MP3 player in an Altoids tin. I picked up a no-name MP3 player for £10 last Christmas with the express intention of hacking it to do something. My plan is to replace the single AAA battery with a pair of AAs to improve battery life, and improve the controls and microphone, so that I can use it for recording audio for work.

Atari Flashback 2.0 hack – seeing as you can attach a cartridge port to an Atari Flashback 2.0, and seeing as I’ve got a junked Atari VCS in my attic, I’ve been pondering marrying the two together. Use the original case, switches and cartridge port to make the feel of the Flashback more genuine, and use a switch in the cartridge port to switch off the built-in games. Then you get the benefits of the new (composite video, built-in games) with the benefits of the old (working cartirdges, looks SWEET!).

Arwen: Whoa. Sounds like you’re pretty busy! What new idea (in or outside of your field) has excited you most recently?
Steve: Electric cars! If I had the money, time and space, my little Fiat Seicento (a tiny car that weighs very little) would be tricked out for electric running. I’ve been enjoying the coverage in MAKE and the MAKE blog. A British company recently built a hybrid Mini that outperforms a stock Mini — that’s AWESOME.

Arwen: What are your favorite tools/books/websites?
Steve: Tools – I picked up a tiny toolbox from Woolworths, years ago, for about £3 and I’ve used it virtually weekly ever since.
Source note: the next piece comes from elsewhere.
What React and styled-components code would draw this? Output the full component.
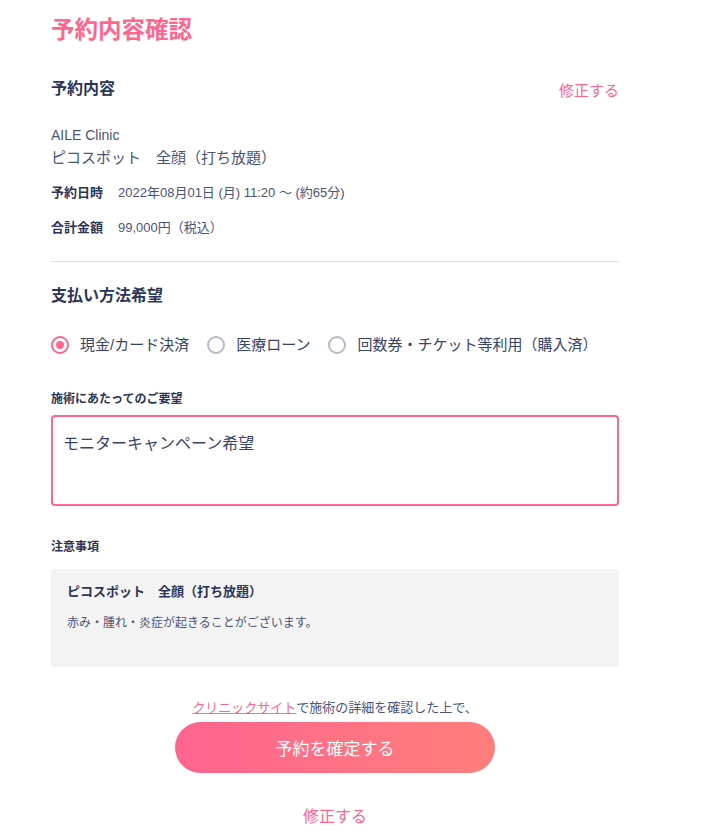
import React, { useState } from 'react';
import styled, { createGlobalStyle } from 'styled-components';

const GlobalStyle = createGlobalStyle`
  body {
    margin: 0;
    background: #ffffff;
    font-family: "Liberation Sans", "Noto Sans CJK JP", sans-serif;
    color: #3a4468;
  }
`;

const methods = ['現金/カード決済', '医療ローン', '回数券・チケット等利用（購入済）'];

const App = () => {
  const [method, setMethod] = useState(0);
  const [note, setNote] = useState('モニターキャンペーン希望');

  return (
    <>
      <GlobalStyle />
      <Page>
        <PageTitle>予約内容確認</PageTitle>

        <SectionHead>
          <Heading>予約内容</Heading>
          <EditLink>修正する</EditLink>
        </SectionHead>

        <ClinicName>AILE Clinic</ClinicName>
        <MenuName>ピコスポット　全顔（打ち放題）</MenuName>
        <InfoRow>
          <InfoLabel>予約日時</InfoLabel>
          <InfoValue>2022年08月01日 (月) 11:20 ～ (約65分)</InfoValue>
        </InfoRow>
        <InfoRow>
          <InfoLabel>合計金額</InfoLabel>
          <InfoValue>99,000円（税込）</InfoValue>
        </InfoRow>

        <Divider />

        <Heading>支払い方法希望</Heading>
        <RadioRow>
          {methods.map((m, i) => (
            <RadioLabel key={m} onClick={() => setMethod(i)}>
              <RadioMark $checked={method === i} />
              {m}
            </RadioLabel>
          ))}
        </RadioRow>

        <FieldLabel>施術にあたってのご要望</FieldLabel>
        <TextArea value={note} onChange={(e) => setNote(e.target.value)} />

        <FieldLabel $top={32}>注意事項</FieldLabel>
        <NoticeBox>
          <NoticeTitle>ピコスポット　全顔（打ち放題）</NoticeTitle>
          <NoticeText>赤み・腫れ・炎症が起きることがございます。</NoticeText>
        </NoticeBox>

        <Footer>
          <FooterNote>
            <SiteLink>クリニックサイト</SiteLink>で施術の詳細を確認した上で、
          </FooterNote>
          <ConfirmButton>予約を確定する</ConfirmButton>
          <BottomLink>修正する</BottomLink>
        </Footer>
      </Page>
    </>
  );
};

const Page = styled.div`
  width: 568px;
  margin-left: 51px;
  padding-top: 15px;
  padding-bottom: 10px;
`;

const PageTitle = styled.h1`
  margin: 0;
  font-size: 23.5px;
  line-height: 30px;
  font-weight: 700;
  color: #ff6690;
`;

const SectionHead = styled.div`
  display: flex;
  justify-content: space-between;
  align-items: flex-end;
  margin-top: 32px;
`;

const Heading = styled.h2`
  margin: 0;
  font-size: 16px;
  line-height: 24px;
  font-weight: 700;
  color: #2b3558;
`;

const EditLink = styled.a`
  font-size: 15px;
  line-height: 20px;
  color: #ff6690;
  cursor: pointer;
`;

const ClinicName = styled.div`
  margin-top: 25px;
  font-size: 14px;
  line-height: 18px;
  color: #4a5477;
`;

const MenuName = styled.div`
  margin-top: 4px;
  font-size: 15px;
  line-height: 20px;
  color: #4a5477;
`;

const InfoRow = styled.div`
  display: flex;
  gap: 15px;
  margin-top: 16px;
  font-size: 13px;
  line-height: 18px;
  & + & {
    margin-top: 17px;
  }
`;

const InfoLabel = styled.span`
  font-weight: 700;
  color: #2b3558;
`;

const InfoValue = styled.span`
  color: #4a5477;
`;

const Divider = styled.hr`
  border: 0;
  border-top: 1px solid #dedede;
  margin: 24px 0 22px;
`;

const RadioRow = styled.div`
  display: flex;
  align-items: center;
  gap: 18px;
  margin-top: 27px;
`;

const RadioLabel = styled.label`
  display: flex;
  align-items: center;
  gap: 11px;
  font-size: 15px;
  line-height: 20px;
  color: #3a4468;
  cursor: pointer;
`;

const RadioMark = styled.span`
  box-sizing: border-box;
  width: 18px;
  height: 18px;
  border-radius: 50%;
  border: 2px solid ${(p) => (p.$checked ? '#ff6690' : '#b6b9c8')};
  display: flex;
  align-items: center;
  justify-content: center;
  &::after {
    content: '';
    width: 8px;
    height: 8px;
    border-radius: 50%;
    background: #ff6690;
    display: ${(p) => (p.$checked ? 'block' : 'none')};
  }
`;

const FieldLabel = styled.div`
  margin-top: ${(p) => p.$top ?? 35}px;
  font-size: 12px;
  line-height: 18px;
  font-weight: 700;
  color: #2b3558;
`;

const TextArea = styled.textarea`
  display: block;
  box-sizing: border-box;
  width: 568px;
  height: 91px;
  margin-top: 7px;
  padding: 16px 10px;
  border: 2px solid #ff6690;
  border-radius: 4px;
  resize: none;
  outline: none;
  font-family: "Liberation Sans", "Noto Sans CJK JP", sans-serif;
  font-size: 16px;
  line-height: 22px;
  color: #3a4468;
`;

const NoticeBox = styled.div`
  margin-top: 13px;
  background: #f3f3f3;
  border-radius: 4px;
  padding: 14px 16px 35px;
`;

const NoticeTitle = styled.div`
  font-size: 13px;
  line-height: 18px;
  font-weight: 700;
  color: #2b3558;
`;

const NoticeText = styled.div`
  margin-top: 13px;
  font-size: 12px;
  line-height: 18px;
  color: #4a5477;
`;

const Footer = styled.div`
  display: flex;
  flex-direction: column;
  align-items: center;
  margin-top: 32px;
`;

const FooterNote = styled.div`
  font-size: 13px;
  line-height: 18px;
  color: #4a5477;
`;

const SiteLink = styled.a`
  color: #ff6690;
  text-decoration: underline;
  cursor: pointer;
`;

const ConfirmButton = styled.button`
  margin-top: 5px;
  width: 320px;
  height: 51px;
  border: 0;
  border-radius: 26px;
  background: linear-gradient(90deg, #ff6490 0%, #ff7f7b 100%);
  color: #ffffff;
  font-family: "Liberation Sans", "Noto Sans CJK JP", sans-serif;
  font-size: 17px;
  cursor: pointer;
`;

const BottomLink = styled.a`
  margin-top: 33px;
  font-size: 16px;
  line-height: 22px;
  color: #ff6690;
  cursor: pointer;
`;

export default App;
It’s got tiny screwdrivers, wire cutters, pliers — cheap and incredibly useful. I also got a hot glue gun a while back, and that rocks. We had really cheap ones at school where you pushed the glue stick, but now I’ve got a nice trigger-pulling one and my life has changed.

I should also like to draw your attention to this — my list of the universe’s finest adhesives.

Books – without sucking-up, Make =) I subscribed to it without ever having seen an issue because I knew it was going to be right up my alley. Sadly the transatlantic shipping is incredibly unreliable and only two issues arrived without me chasing them up, so I gave up and rely on Amazon now.

Apart from the staples of my kind — the hacking books and things — my partner bought me a book called “Dad Stuff” which is great, and “The Dangerous Book for Boys” is also full of great things everyone should know (although trapping, killing and eating a rabbit is a little
outside my jurisdiction). In fiction, “House of Leaves” is a wonderfully complex novel-within-a-novel, and the only books I get really excited about these days are Lemony Snicket’s “Series of Unfortunate Events”.

Websites – I live in Bloglines and forget about things that don’t have RSS. Google’s online apps are, for the most part, completely wonderful as well (my company recently moved to Google Apps on Your Domain, as they call it). Treemo.com shows promise and has a nice community feel. TwinDX.com is my own, often neglected website.

Arwen: How do you feel about Halloween?
Steve: Love it =) We haven’t done anything special for it for a few years now, but we still love it. I don’t care so much for really sinister-looking things, but I’m a sucker for creepy things. The year of the party that produced the first Halloween Melon saw us watching a load of Buffy series 3 (the best one) on a video projector I borrowed from work, and I rigged up a Heather Donahue camera in a spare room, so people had to go there, don the hat and be scared in earie Black and White, like in Blair Witch. Something good and unnerving is far, far better than in-your-face scares and gore — probably why I like “House of Leaves” so much.

Arwen: What’s one tip you’d give to other makers or users of Instructables?
Steve: Heat-shrink tubing cures all ills. (See the aforementioned list of adhesives!)